Unsicherheit herrscht vor allem zur Frage, ob diese Genehmigung jetzt als Durchbruch zur Verpressung betrachtet werden kann. Der Konzern ist diesbezüglich zum Erfolg verurteilt. Denn ohne eine Einlagerung von Kohlendioxid ins Erdreich läuft die Braunkohleförderung und –verstromung in Brandenburg aus. Christoffers' Genehmigung war »die falsche Entscheidung zum falschen Zeitpunkt«, sagte Fraktionschefin Kerstin Kaiser gestern. Was da geschah, sei »gesellschaftlich und politisch nicht akzeptabel«. Gerade in der eigenen Partei war der Aufschrei groß. In ihrem Wahlprogramm hatte die LINKE der CCS-Technologie eine Absage erteilt.
Und diese Auffassung gelte nach wie vor, unterstrich die Fraktionschefin. Die Risiken seien nicht klar, und eine gesetzliche Grundlage des Bundes existiere derzeit auch nicht. Kaisers Auffassung nach hätte diese Bundesregelung vor einer Genehmigung erst abgewartet werden müssen.
»Christoffers ist anderer Auffassung als die Mehrheit der LINKEN«, sagte Kaiser unumwunden. In der eigenen Partei wird ihm vorgehalten, ohne Not »vorgeprescht« und ein »Vattenfall-Lobbyist« zu sein. Andererseits habe Christoffers laut Kaiser »seine Gründe« gehabt. Er sei an die Gesetze und den Koalitionsvertrag gebunden. Und der halte die Möglichkeit offen, das CCS-Verfahren zu erproben. Da sie selbst an diesem Vertrag mitgearbeitet habe, müsse sie sich auch zur eigenen Verantwortung bekennen.
Unterstützung erhielt Christoffers u.a. von der Landtagsabgeordneten Margitta Mächtig. »Der Vorwurf, der Minister sei Vattenfall-Lobbyist, negiert bewusst oder unbewusst, dass es Verfahrensregeln gibt, die auch durch einen Wirtschaftsminister der LINKEN umzusetzen sind.« Sie könne dem Schritt Christoffers' auch positive Seiten abgewinnen: Mit der jetzigen Genehmigung und damit den Planungen möglicher CCS-Speicherorte liege die Voraussetzung vor, dass die Stadt Beeskow umgehend Widerspruch dagegen einlegen kann und so Klarheit für alle Beteiligten hergestellt wird.
Der Minister selbst warb in der Vergangenheit für Probebohrungen, da nur dadurch festzustellen sei, ob die erforderliche Sicherheit gewährleistet werden könne. »Die Sicherheit der Bevölkerung steht an erster Stelle.

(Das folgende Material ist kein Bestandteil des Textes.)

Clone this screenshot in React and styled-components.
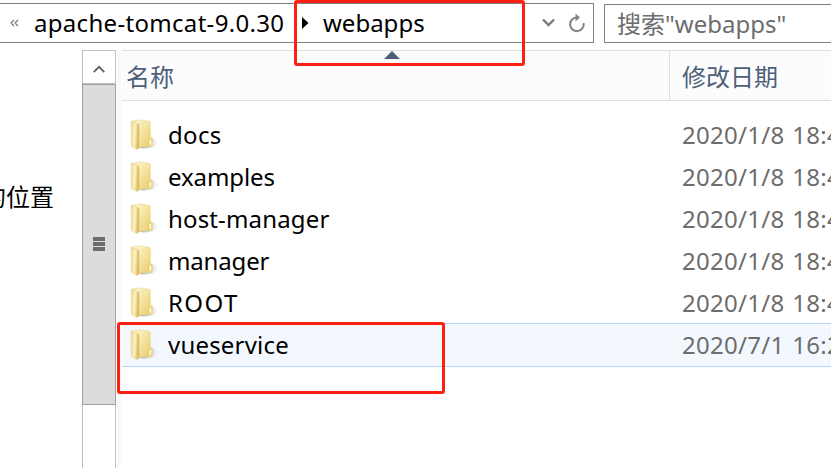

Wenn sie nicht gewährleistet werden kann, wird nicht gespeichert«, hatte Christoffers gesagt.
Kaiser bestritt, dass der Wirtschaftsminister die Landesführung bewusst in Unkenntnis gelassen habe, um danach in enger Abstimmung mit Ministerpräsident Matthias Platzeck (SPD) die Genehmigung zu erteilen. Gegenüber den eigenen Genossen habe er zugesagt, deren »Argumente zu berücksichtigen«. Wenn er geahnt hätte, wie wenig vermittelbar sein Vorgehen ist, hätte Christoffers anders entschieden, glaubt sie.
Die Genehmigung bedeutet aber nicht, dass mit der Erkundung begonnen werden kann. Es sei kein Zug in Gang gesetzt, der nicht mehr zu stoppen ist, so Kaiser. Sie räumte ein, dieser Schritt habe die Akzeptanz der CCS-Technologie unter den Brandenburgern nicht gestärkt. Sie könne in diesem Zusammenhang auch Rücktrittsforderungen aus der Basis »nachvollziehen« und den »Unmut, der sich auf diese Weise Bahn bricht«.
Morgen will Kerstin Kaiser eine Basiskonferenz ihrer Partei in Beeskow besuchen. Dort ist der Aufruhr besonders groß. Christoffers wird ihr zufolge dort nicht anwesend sei.